■ DATA BLOCK:

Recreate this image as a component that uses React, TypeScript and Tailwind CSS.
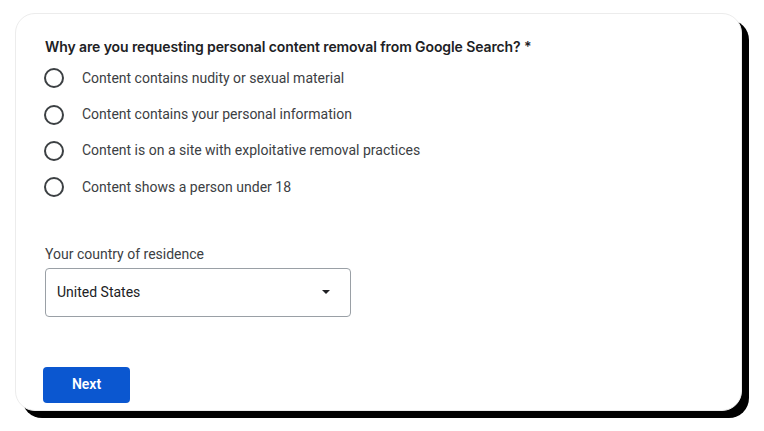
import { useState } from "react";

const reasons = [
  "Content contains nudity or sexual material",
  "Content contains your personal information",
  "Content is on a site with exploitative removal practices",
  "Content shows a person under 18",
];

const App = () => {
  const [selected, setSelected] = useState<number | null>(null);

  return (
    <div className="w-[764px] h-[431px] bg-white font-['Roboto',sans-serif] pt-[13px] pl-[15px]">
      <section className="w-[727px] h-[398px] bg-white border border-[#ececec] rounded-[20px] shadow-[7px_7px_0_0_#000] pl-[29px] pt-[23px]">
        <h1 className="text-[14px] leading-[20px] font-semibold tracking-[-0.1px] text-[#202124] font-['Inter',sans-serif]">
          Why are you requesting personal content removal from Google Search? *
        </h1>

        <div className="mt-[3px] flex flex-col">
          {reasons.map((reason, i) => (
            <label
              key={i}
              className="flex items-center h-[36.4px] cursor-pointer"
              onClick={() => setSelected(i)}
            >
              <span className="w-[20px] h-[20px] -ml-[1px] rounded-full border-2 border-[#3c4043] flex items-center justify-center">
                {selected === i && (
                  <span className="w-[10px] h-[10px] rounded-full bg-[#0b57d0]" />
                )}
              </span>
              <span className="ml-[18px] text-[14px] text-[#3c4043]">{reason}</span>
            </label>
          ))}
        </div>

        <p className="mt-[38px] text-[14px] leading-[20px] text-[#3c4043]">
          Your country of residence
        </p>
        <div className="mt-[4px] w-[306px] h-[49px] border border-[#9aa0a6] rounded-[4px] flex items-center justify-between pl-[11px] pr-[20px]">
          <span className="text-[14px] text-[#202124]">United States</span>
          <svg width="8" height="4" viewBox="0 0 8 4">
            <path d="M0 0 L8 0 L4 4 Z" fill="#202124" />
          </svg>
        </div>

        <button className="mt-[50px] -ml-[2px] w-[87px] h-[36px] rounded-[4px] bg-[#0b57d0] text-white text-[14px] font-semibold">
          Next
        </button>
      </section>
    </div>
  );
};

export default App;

■ TASK PROMPT: Transcribe the material exactly, keeping every word and none of the pictures.

■ FINAL RESULT:
Recreate this image as a component that uses React, TypeScript and Tailwind CSS.
import { useState } from "react";

const reasons = [
  "Content contains nudity or sexual material",
  "Content contains your personal information",
  "Content is on a site with exploitative removal practices",
  "Content shows a person under 18",
];

const App = () => {
  const [selected, setSelected] = useState<number | null>(null);

  return (
    <div className="w-[764px] h-[431px] bg-white font-['Roboto',sans-serif] pt-[13px] pl-[15px]">
      <section className="w-[727px] h-[398px] bg-white border border-[#ececec] rounded-[20px] shadow-[7px_7px_0_0_#000] pl-[29px] pt-[23px]">
        <h1 className="text-[14px] leading-[20px] font-semibold tracking-[-0.1px] text-[#202124] font-['Inter',sans-serif]">
          Why are you requesting personal content removal from Google Search? *
        </h1>

        <div className="mt-[3px] flex flex-col">
          {reasons.map((reason, i) => (
            <label
              key={i}
              className="flex items-center h-[36.4px] cursor-pointer"
              onClick={() => setSelected(i)}
            >
              <span className="w-[20px] h-[20px] -ml-[1px] rounded-full border-2 border-[#3c4043] flex items-center justify-center">
                {selected === i && (
                  <span className="w-[10px] h-[10px] rounded-full bg-[#0b57d0]" />
                )}
              </span>
              <span className="ml-[18px] text-[14px] text-[#3c4043]">{reason}</span>
            </label>
          ))}
        </div>

        <p className="mt-[38px] text-[14px] leading-[20px] text-[#3c4043]">
          Your country of residence
        </p>
        <div className="mt-[4px] w-[306px] h-[49px] border border-[#9aa0a6] rounded-[4px] flex items-center justify-between pl-[11px] pr-[20px]">
          <span className="text-[14px] text-[#202124]">United States</span>
          <svg width="8" height="4" viewBox="0 0 8 4">
            <path d="M0 0 L8 0 L4 4 Z" fill="#202124" />
          </svg>
        </div>

        <button className="mt-[50px] -ml-[2px] w-[87px] h-[36px] rounded-[4px] bg-[#0b57d0] text-white text-[14px] font-semibold">
          Next
        </button>
      </section>
    </div>
  );
};

export default App;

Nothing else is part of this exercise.